Super Big Gulp
(image via: Minyanville)
You’ll take my Super Big Gulp when you pry it from my cold, dead, sticky hands Mayor Bloomberg! 7-Eleven introduced the Big Gulp super-sized soft drink cup in 1976 and as the years passed, the Big Gulp grew: from 20 to 64 U.S. fluid ounces (0.59 to 1.89 liters), the latter being twice the capacity of an empty adult human stomach.
The Super Big Gulp has become the poster child for conspicuous consumption and even if you’ve refilled it with water from your eco-friendly rain barrel, flashing the plastic at an Earth Day walk or trash clean-up event is, well, just a tad awkward.

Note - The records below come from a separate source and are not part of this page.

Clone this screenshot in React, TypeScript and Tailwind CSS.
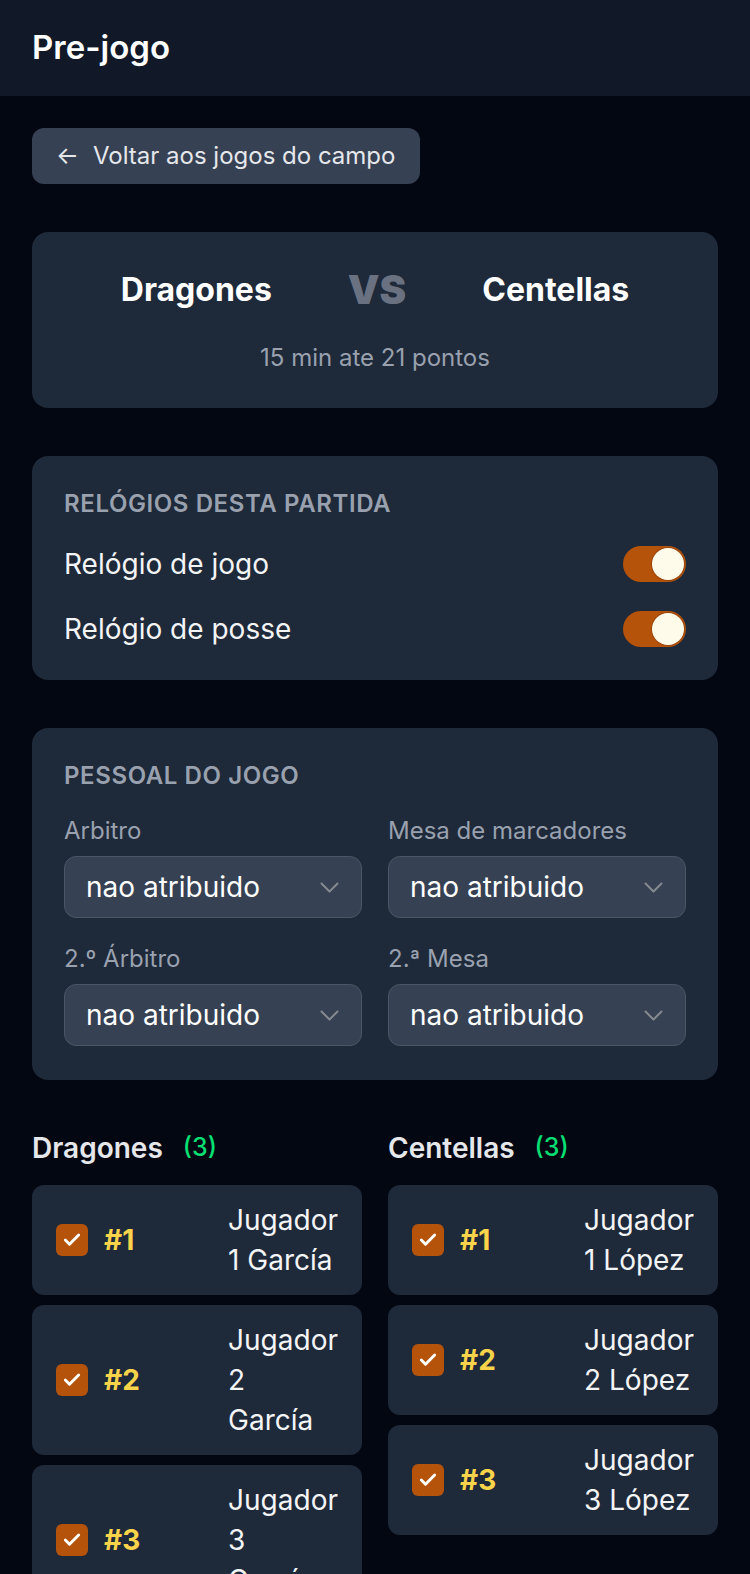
import { Check } from 'lucide-react';

type Player = { num: number; lines: string[] };

const dragones: Player[] = [
  { num: 1, lines: ['Jugador', '1 García'] },
  { num: 2, lines: ['Jugador', '2', 'García'] },
  { num: 3, lines: ['Jugador', '3', 'García'] },
];

const centellas: Player[] = [
  { num: 1, lines: ['Jugador', '1 López'] },
  { num: 2, lines: ['Jugador', '2 López'] },
  { num: 3, lines: ['Jugador', '3 López'] },
];

function Toggle() {
  return (
    <div className="flex h-[36px] w-[63px] items-center justify-end rounded-full bg-[#b45309] p-[2px]">
      <div className="h-[32px] w-[32px] rounded-full bg-[#fffbeb] shadow-[0_0_0_1px_rgba(120,53,15,0.4)]" />
    </div>
  );
}

function Chevron() {
  return (
    <svg width="19" height="11" viewBox="0 0 19 11" fill="none" className="shrink-0">
      <path d="M1.5 1.5 9.5 9.5 17.5 1.5" stroke="#858a90" strokeWidth="2" strokeLinecap="round" strokeLinejoin="round" />
    </svg>
  );
}

function SelectField({ label }: { label: string }) {
  return (
    <div className="flex flex-col">
      <span className="text-[24px] leading-7 text-gray-400">{label}</span>
      <div className="mt-[11px] flex h-[62px] items-center justify-between rounded-xl border border-gray-600 bg-gray-700 pl-[21px] pr-[22px]">
        <span className="text-[28px] text-white">nao atribuido</span>
        <Chevron />
      </div>
    </div>
  );
}

function PlayerCard({ p }: { p: Player }) {
  return (
    <div className="flex items-center rounded-xl bg-gray-800 px-6 py-[15px]">
      <div className="flex h-8 w-8 shrink-0 items-center justify-center rounded-md bg-[#b45309]">
        <Check size={20} strokeWidth={3.5} className="text-white" />
      </div>
      <span className="ml-4 text-[28px] font-bold text-[#f9d44a]">#{p.num}</span>
      <div className="ml-auto text-[28px] leading-10 text-gray-100">
        {p.lines.map((l, i) => (
          <div key={i} className="whitespace-nowrap">{l}</div>
        ))}
      </div>
    </div>
  );
}

function TeamColumn({ name, players }: { name: string; players: Player[] }) {
  return (
    <div className="flex flex-col">
      <div className="flex h-10 items-center gap-5">
        <span className="text-[28px] font-semibold text-gray-200">{name}</span>
        <span className="text-[25px] font-medium text-green-400">({players.length})</span>
      </div>
      <div className="mt-[17px] flex flex-col gap-[10px]">
        {players.map((p) => (
          <PlayerCard key={p.num} p={p} />
        ))}
      </div>
    </div>
  );
}

export default function App() {
  return (
    <div className="min-h-screen bg-[#030712] font-['Inter','Noto_Sans',sans-serif] text-white">
      <header className="flex h-24 items-center bg-[#111827] px-8">
        <h1 className="text-[33px] font-semibold text-white">Pre-jogo</h1>
      </header>

      <main className="flex flex-col gap-12 p-8">
        <button className="flex h-[56px] items-center gap-[14px] self-start rounded-xl bg-gray-700 pl-6 pr-[25px] text-[24px] text-gray-200">
          <span>←</span>
          <span>Voltar aos jogos do campo</span>
        </button>

        {/* match summary */}
        <section className="flex flex-col items-center rounded-2xl bg-gray-800 pb-[34px] pt-10">
          <div className="flex h-9 items-center justify-center gap-[76px]">
            <span className="text-[32px] font-bold leading-9">Dragones</span>
            <span className="text-[40px] font-black leading-9 text-gray-500">VS</span>
            <span className="text-[32px] font-bold leading-9">Centellas</span>
          </div>
          <p className="mt-[34px] text-[24px] leading-8 text-gray-400">15 min ate 21 pontos</p>
        </section>

        {/* clocks */}
        <section className="rounded-2xl bg-gray-800 px-8 pb-[33px] pt-8">
          <h2 className="text-[24px] font-semibold uppercase leading-8 tracking-wide text-gray-400">Relógios desta partida</h2>
          <div className="mt-[26px] flex flex-col gap-[29px]">
            <div className="flex h-9 items-center justify-between">
              <span className="text-[28px] text-gray-100">Relógio de jogo</span>
              <Toggle />
            </div>
            <div className="flex h-9 items-center justify-between">
              <span className="text-[28px] text-gray-100">Relógio de posse</span>
              <Toggle />
            </div>
          </div>
        </section>

        {/* staff */}
        <section className="rounded-2xl bg-gray-800 px-8 pb-[34px] pt-8">
          <h2 className="text-[24px] font-semibold uppercase leading-8 tracking-wide text-gray-400">Pessoal do jogo</h2>
          <div className="mt-[25px] grid grid-cols-2 gap-x-[26px] gap-y-[27px]">
            <SelectField label="Arbitro" />
            <SelectField label="Mesa de marcadores" />
            <SelectField label="2.º Árbitro" />
            <SelectField label="2.ª Mesa" />
          </div>
        </section>

        {/* rosters */}
        <section className="grid grid-cols-2 gap-x-[26px]">
          <TeamColumn name="Dragones" players={dragones} />
          <TeamColumn name="Centellas" players={centellas} />
        </section>
      </main>
    </div>
  );
}
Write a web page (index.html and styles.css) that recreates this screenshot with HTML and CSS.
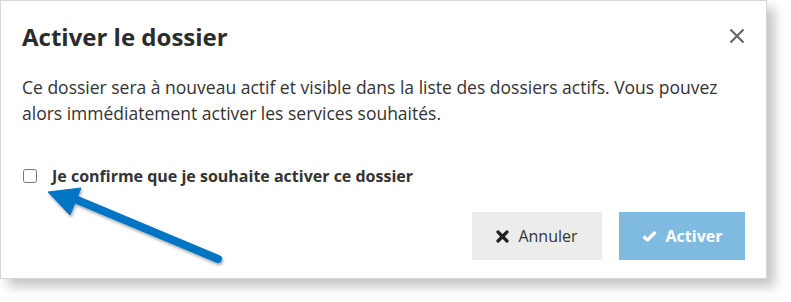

They’re baaaack… and in the words of Hostess themselves, it’s “The Sweetest Comeback in the history of EVER”. We’re talkin’ Twinkies, the snack that first comes to mind when one thinks of empty calories and lack of nutritional value. Empty of not, Twinkies do provide calories: 135 per portion compared with the 150 provided by the pre-bankruptcy recipe. That’s good, right? Another benefit of the back-from-the-dead “Zombie Twinkies” is a near-doubling of their shelf life from 26 to 45 days.
Forget “What came first, the chicken or the egg?”, the fowlest query of modern times is “What’s in that chicken nugget?,” followed by (according to NPR) “Maybe you don’t want to know.” While McDonalds has strenuously defended their McNugget formulation, other manufacturers of non-Mc chicken nuggets are keeping a low profile. Those bubbly, rubbery, grayish breaded globs of mechanically de-boned poultry protein are the polar opposite of unadulterated free-range chicken so if a more natural menu is your aim, avoid bargain brands like the plague.